Is there if you need it.

The most important tool here is actually present in every tab. search Alt-Q (also known as tell me) searches all the tools for some specific text and presents the results in a list where they can be directly clicked on. It's the Word equivalent of the Windows 10 Window-S key that that opens the “Type here to search” feature.

Ruler

Bordering the page on the left and top are the rulers.

Hovering over a transition from white to grey within either ruler will convert the cursor into a “slide” icon. Clicking and dragging the transition will then change the page margins.

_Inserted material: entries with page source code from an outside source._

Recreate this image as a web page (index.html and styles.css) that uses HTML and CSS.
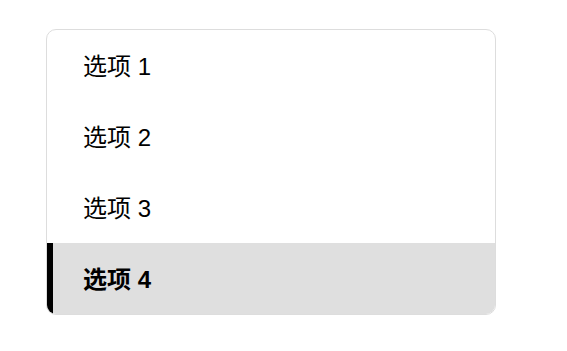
FILE: index.html
```html
<!DOCTYPE html>
<html lang="zh">
<head>
<meta charset="utf-8">
<title>Menu</title>
<link rel="stylesheet" href="styles.css">
</head>
<body>
<ul class="menu">
  <li class="item">选项 1</li>
  <li class="item">选项 2</li>
  <li class="item">选项 3</li>
  <li class="item active">选项 4</li>
</ul>
</body>
</html>
```
FILE: styles.css
```css
html, body {
  margin: 0;
  padding: 0;
  background: #ffffff;
}
body {
  padding: 29px 0 0 46px;
  font-family: "Liberation Sans", "Noto Sans CJK SC", sans-serif;
}
.menu {
  list-style: none;
  margin: 0;
  padding: 0;
  width: 448px;
  border: 1px solid #dddddd;
  border-radius: 10px;
  overflow: hidden;
  background: #ffffff;
}
.item {
  font-size: 24px;
  line-height: 27px;
  padding: 23px 0 21px 30px;
  border-left: 6px solid transparent;
  color: #000000;
}
.item.active {
  background: #dfdfdf;
  border-left-color: #000000;
  font-weight: bold;
}
```
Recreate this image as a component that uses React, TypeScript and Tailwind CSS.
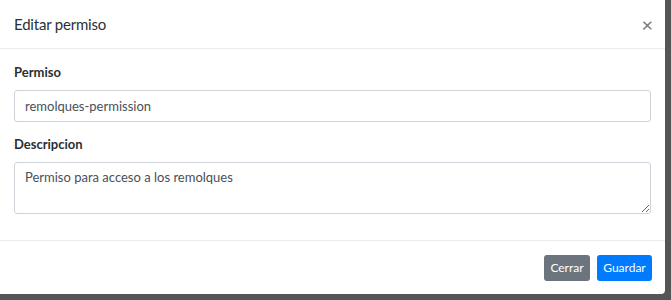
import React, { useState } from "react";

export default function App() {
  const [permiso, setPermiso] = useState("remolques-permission");
  const [descripcion, setDescripcion] = useState("Permiso para acceso a los remolques");

  return (
    <div
      className="w-[671px] h-[300px] bg-[#555] flex overflow-hidden"
      style={{ fontFamily: "Lato, 'Noto Sans', sans-serif" }}
    >
      <div className="w-[665px] h-[294px] bg-white rounded-br-[4px] flex flex-col text-[#212529]">
        {/* header */}
        <div className="h-[49px] flex items-center justify-between px-[14px] border-b border-[#e9ecef]">
          <h5 className="text-[15px] leading-none font-normal tracking-[-0.2px] text-[#2b2f33]">Editar permiso</h5>
          <button className="text-[#777] text-[20px] leading-none font-normal -mr-[2px]">×</button>
        </div>

        {/* body */}
        <div className="flex flex-col px-[14px] pt-[14px] h-[191px]">
          <label className="text-[13px] font-bold leading-none mt-[3px] mb-[11px] text-[#2b2f33]">Permiso</label>
          <input
            value={permiso}
            onChange={(e) => setPermiso(e.target.value)}
            className="h-[32px] w-full border border-[#ced4da] rounded-[3px] px-[10px] text-[13px] text-[#495057] outline-none"
          />
          <label className="text-[13px] font-bold leading-none mt-[16px] mb-[11px] text-[#2b2f33]">Descripcion</label>
          <textarea
            value={descripcion}
            onChange={(e) => setDescripcion(e.target.value)}
            className="h-[52px] w-full border border-[#ced4da] rounded-[3px] px-[10px] py-[5px] text-[13px] text-[#495057] outline-none resize-y"
          />
        </div>

        {/* footer */}
        <div className="flex-1 flex items-center justify-end gap-[7px] px-[13px] border-t border-[#e9ecef]">
          <button className="h-[26px] w-[46px] rounded-[3px] bg-[#6c757d] text-white text-[12px]">Cerrar</button>
          <button className="h-[26px] w-[55px] rounded-[3px] bg-[#007bff] text-white text-[12px]">Guardar</button>
        </div>
      </div>
    </div>
  );
}
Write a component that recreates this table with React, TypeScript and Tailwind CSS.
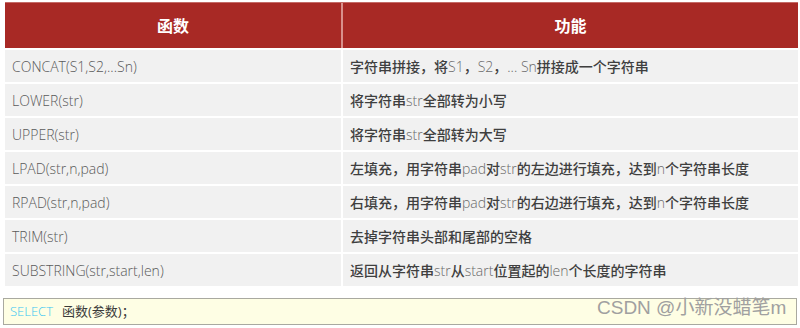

The white blobs in the horizontal ruler control where the elements of lists (bullet or number, text of the item) are placed. If items with several lines of text are not lining up properly after the first line, move these blobs around to fix that. (Typing spaces into the text to try to align things will never look right and is an immediate indication that the author was clueless.)

Double-clicking inside the ruler opens a handy page setup menu which allows much finer control over page and margin dimensions.

The small grey icons visible in the screen-shot at 45, 55, 65, and 75 mm are tab stops. The tab stops become active whenever text contains Tab characters. Each paragraph has its own set of tab stops.

From left-to-right the stops in the image are:

  • a left tab, which fixes the position of the left edge of text following a Tab character;
  • a right tab, which fixes the position of the right edge of text following a Tab character;
  • a centre tab, which fixes the position of the centre of the text between the preceding and followingTab characters; and
  • a decimal tab, which fixes the positions of decimal points in numbers that follow a Tab character.

Clicking on the small icon in the top-left corner cycles it through all the available tab stop types. The kind of tab shown by the icon is inserted into the ruler by double-clicking the ruler's lower edge. This also opens a handy editor dialog to change the positions and types of each tab stop in the ruler.

At the bottom-right of the page is a handy control for zooming in and out.